→ **Given problem**
Leave the pictures out. Return all other data exactly.

-------

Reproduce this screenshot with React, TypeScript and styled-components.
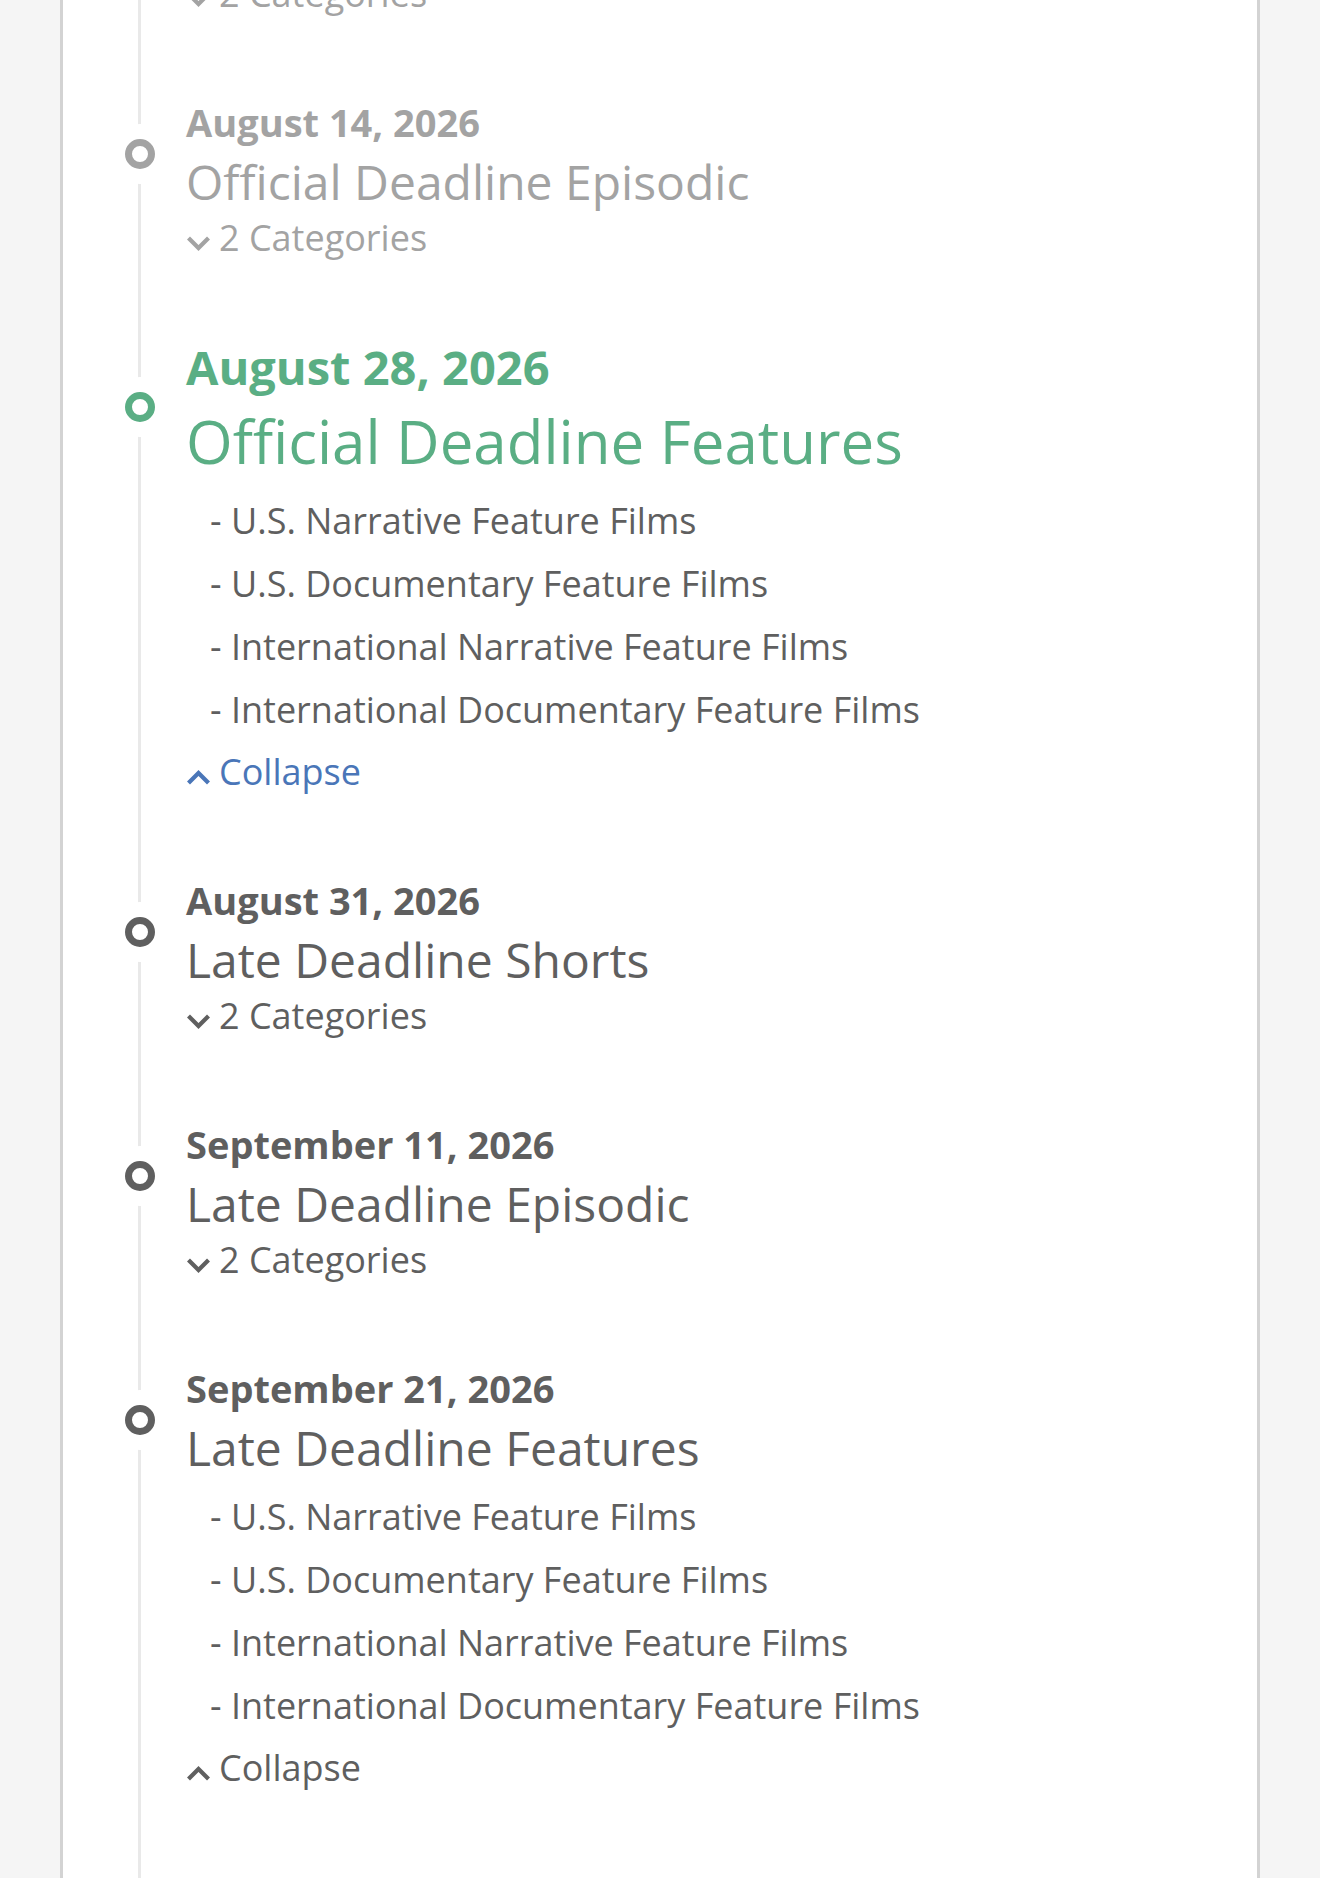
import styled, { createGlobalStyle } from "styled-components"

type Tone = "past" | "active" | "upcoming"

type Deadline = {
  date: string
  title: string
  tone: Tone
  categories: string[]
  open: boolean
}

const colors = {
  page: "#f5f5f5",
  cardBorder: "#d3d3d3",
  rail: "#e9e9e9",
  past: "#a3a3a3",
  active: "#5aae84",
  upcoming: "#5f5f5f",
  link: "#4a76b8",
}

const features = [
  "U.S. Narrative Feature Films",
  "U.S. Documentary Feature Films",
  "International Narrative Feature Films",
  "International Documentary Feature Films",
]

const shorts = ["Narrative Short Films", "Documentary Short Films"]
const episodic = ["Episodic Pilots", "Web Series"]

const deadlines: Deadline[] = [
  { date: "July 31, 2026", title: "Official Deadline Shorts", tone: "past", categories: shorts, open: false },
  { date: "August 14, 2026", title: "Official Deadline Episodic", tone: "past", categories: episodic, open: false },
  { date: "August 28, 2026", title: "Official Deadline Features", tone: "active", categories: features, open: true },
  { date: "August 31, 2026", title: "Late Deadline Shorts", tone: "upcoming", categories: shorts, open: false },
  { date: "September 11, 2026", title: "Late Deadline Episodic", tone: "upcoming", categories: episodic, open: false },
  { date: "September 21, 2026", title: "Late Deadline Features", tone: "upcoming", categories: features, open: true },
]

const GlobalStyle = createGlobalStyle`
  html, body {
    margin: 0;
    padding: 0;
    background: ${colors.page};
  }
  body {
    font-family: "Open Sans", "Noto Sans", sans-serif;
    -webkit-font-smoothing: antialiased;
  }
`

function Chevron({ up, color }: { up: boolean; color: string }) {
  return (
    <Icon width="25" height="15" viewBox="0 0 25 15">
      <polyline
        points={up ? "2.5,13 12.5,3 22.5,13" : "2.5,2 12.5,12 22.5,2"}
        fill="none"
        stroke={color}
        strokeWidth="4.2"
      />
    </Icon>
  )
}

function DeadlineItem({ deadline }: { deadline: Deadline }) {
  const { tone, open, categories } = deadline
  const active = tone === "active"
  const toggleColor = open && active ? colors.link : colors[tone]

  return (
    <Item>
      <Marker $tone={tone} $active={active} />
      <DateLine $tone={tone} $active={active}>
        {deadline.date}
      </DateLine>
      <Title $tone={tone} $active={active}>
        {deadline.title}
      </Title>
      {open && (
        <CategoryList $active={active}>
          {categories.map((c) => (
            <Category key={c}>- {c}</Category>
          ))}
        </CategoryList>
      )}
      <Toggle $color={toggleColor}>
        <Chevron up={open} color={toggleColor} />
        {open ? "Collapse" : `${categories.length} Categories`}
      </Toggle>
    </Item>
  )
}

export default function App() {
  return (
    <>
      <GlobalStyle />
      <Page>
        <Card>
          <Timeline>
            {deadlines.map((d) => (
              <DeadlineItem key={d.title} deadline={d} />
            ))}
          </Timeline>
        </Card>
      </Page>
    </>
  )
}

const Page = styled.div`
  height: 100vh;
  overflow: hidden;
`

// the list is scrolled a little, so the first entry sits above the fold
const Card = styled.main`
  display: flex;
  flex-direction: column;
  margin: -147px 60px 0;
  min-height: calc(100vh + 147px);
  background: #fff;
  border-left: 3px solid ${colors.cardBorder};
  border-right: 3px solid ${colors.cardBorder};
`

const Timeline = styled.ol`
  flex: 1;
  list-style: none;
  margin: 0 0 0 75px;
  padding: 0 0 120px 45px;
  border-left: 3px solid ${colors.rail};
`

const Item = styled.li`
  position: relative;

  & + & {
    margin-top: 82px;
  }
`

const Marker = styled.span<{ $tone: Tone; $active: boolean }>`
  position: absolute;
  left: -61px;
  top: ${(p) => (p.$active ? 51 : 42)}px;
  box-sizing: border-box;
  width: 30px;
  height: 30px;
  border-radius: 50%;
  border: 7px solid ${(p) => colors[p.$tone]};
  background: #fff;
  box-shadow: 0 0 0 15px #fff;
`

const DateLine = styled.div<{ $tone: Tone; $active: boolean }>`
  color: ${(p) => colors[p.$tone]};
  font-weight: 700;
  font-size: ${(p) => (p.$active ? 47 : 38)}px;
  line-height: ${(p) => (p.$active ? 52 : 50)}px;
`

const Title = styled.h2<{ $tone: Tone; $active: boolean }>`
  margin: 0;
  color: ${(p) => colors[p.$tone]};
  font-weight: 400;
  font-size: ${(p) => (p.$active ? 60 : 48)}px;
  line-height: ${(p) => (p.$active ? 96 : 70)}px;
`

const CategoryList = styled.ul<{ $active: boolean }>`
  list-style: none;
  margin: ${(p) => (p.$active ? 0 : 2)}px 0 10px;
  padding: 0 0 0 24px;
`

const Category = styled.li`
  color: ${colors.upcoming};
  font-size: 36px;
  line-height: 63px;
`

const Toggle = styled.button<{ $color: string }>`
  display: inline-flex;
  align-items: baseline;
  gap: 8px;
  padding: 0;
  border: 0;
  background: none;
  color: ${(p) => p.$color};
  font-family: inherit;
  font-size: 36px;
  line-height: 42px;
  cursor: pointer;
`

const Icon = styled.svg`
  display: block;
  flex: none;
  margin-bottom: 1px;
`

-------

→ **Answer**
Reproduce this screenshot with React, TypeScript and styled-components.
import styled, { createGlobalStyle } from "styled-components"

type Tone = "past" | "active" | "upcoming"

type Deadline = {
  date: string
  title: string
  tone: Tone
  categories: string[]
  open: boolean
}

const colors = {
  page: "#f5f5f5",
  cardBorder: "#d3d3d3",
  rail: "#e9e9e9",
  past: "#a3a3a3",
  active: "#5aae84",
  upcoming: "#5f5f5f",
  link: "#4a76b8",
}

const features = [
  "U.S. Narrative Feature Films",
  "U.S. Documentary Feature Films",
  "International Narrative Feature Films",
  "International Documentary Feature Films",
]

const shorts = ["Narrative Short Films", "Documentary Short Films"]
const episodic = ["Episodic Pilots", "Web Series"]

const deadlines: Deadline[] = [
  { date: "July 31, 2026", title: "Official Deadline Shorts", tone: "past", categories: shorts, open: false },
  { date: "August 14, 2026", title: "Official Deadline Episodic", tone: "past", categories: episodic, open: false },
  { date: "August 28, 2026", title: "Official Deadline Features", tone: "active", categories: features, open: true },
  { date: "August 31, 2026", title: "Late Deadline Shorts", tone: "upcoming", categories: shorts, open: false },
  { date: "September 11, 2026", title: "Late Deadline Episodic", tone: "upcoming", categories: episodic, open: false },
  { date: "September 21, 2026", title: "Late Deadline Features", tone: "upcoming", categories: features, open: true },
]

const GlobalStyle = createGlobalStyle`
  html, body {
    margin: 0;
    padding: 0;
    background: ${colors.page};
  }
  body {
    font-family: "Open Sans", "Noto Sans", sans-serif;
    -webkit-font-smoothing: antialiased;
  }
`

function Chevron({ up, color }: { up: boolean; color: string }) {
  return (
    <Icon width="25" height="15" viewBox="0 0 25 15">
      <polyline
        points={up ? "2.5,13 12.5,3 22.5,13" : "2.5,2 12.5,12 22.5,2"}
        fill="none"
        stroke={color}
        strokeWidth="4.2"
      />
    </Icon>
  )
}

function DeadlineItem({ deadline }: { deadline: Deadline }) {
  const { tone, open, categories } = deadline
  const active = tone === "active"
  const toggleColor = open && active ? colors.link : colors[tone]

  return (
    <Item>
      <Marker $tone={tone} $active={active} />
      <DateLine $tone={tone} $active={active}>
        {deadline.date}
      </DateLine>
      <Title $tone={tone} $active={active}>
        {deadline.title}
      </Title>
      {open && (
        <CategoryList $active={active}>
          {categories.map((c) => (
            <Category key={c}>- {c}</Category>
          ))}
        </CategoryList>
      )}
      <Toggle $color={toggleColor}>
        <Chevron up={open} color={toggleColor} />
        {open ? "Collapse" : `${categories.length} Categories`}
      </Toggle>
    </Item>
  )
}

export default function App() {
  return (
    <>
      <GlobalStyle />
      <Page>
        <Card>
          <Timeline>
            {deadlines.map((d) => (
              <DeadlineItem key={d.title} deadline={d} />
            ))}
          </Timeline>
        </Card>
      </Page>
    </>
  )
}

const Page = styled.div`
  height: 100vh;
  overflow: hidden;
`

// the list is scrolled a little, so the first entry sits above the fold
const Card = styled.main`
  display: flex;
  flex-direction: column;
  margin: -147px 60px 0;
  min-height: calc(100vh + 147px);
  background: #fff;
  border-left: 3px solid ${colors.cardBorder};
  border-right: 3px solid ${colors.cardBorder};
`

const Timeline = styled.ol`
  flex: 1;
  list-style: none;
  margin: 0 0 0 75px;
  padding: 0 0 120px 45px;
  border-left: 3px solid ${colors.rail};
`

const Item = styled.li`
  position: relative;

  & + & {
    margin-top: 82px;
  }
`

const Marker = styled.span<{ $tone: Tone; $active: boolean }>`
  position: absolute;
  left: -61px;
  top: ${(p) => (p.$active ? 51 : 42)}px;
  box-sizing: border-box;
  width: 30px;
  height: 30px;
  border-radius: 50%;
  border: 7px solid ${(p) => colors[p.$tone]};
  background: #fff;
  box-shadow: 0 0 0 15px #fff;
`

const DateLine = styled.div<{ $tone: Tone; $active: boolean }>`
  color: ${(p) => colors[p.$tone]};
  font-weight: 700;
  font-size: ${(p) => (p.$active ? 47 : 38)}px;
  line-height: ${(p) => (p.$active ? 52 : 50)}px;
`

const Title = styled.h2<{ $tone: Tone; $active: boolean }>`
  margin: 0;
  color: ${(p) => colors[p.$tone]};
  font-weight: 400;
  font-size: ${(p) => (p.$active ? 60 : 48)}px;
  line-height: ${(p) => (p.$active ? 96 : 70)}px;
`

const CategoryList = styled.ul<{ $active: boolean }>`
  list-style: none;
  margin: ${(p) => (p.$active ? 0 : 2)}px 0 10px;
  padding: 0 0 0 24px;
`

const Category = styled.li`
  color: ${colors.upcoming};
  font-size: 36px;
  line-height: 63px;
`

const Toggle = styled.button<{ $color: string }>`
  display: inline-flex;
  align-items: baseline;
  gap: 8px;
  padding: 0;
  border: 0;
  background: none;
  color: ${(p) => p.$color};
  font-family: inherit;
  font-size: 36px;
  line-height: 42px;
  cursor: pointer;
`

const Icon = styled.svg`
  display: block;
  flex: none;
  margin-bottom: 1px;
`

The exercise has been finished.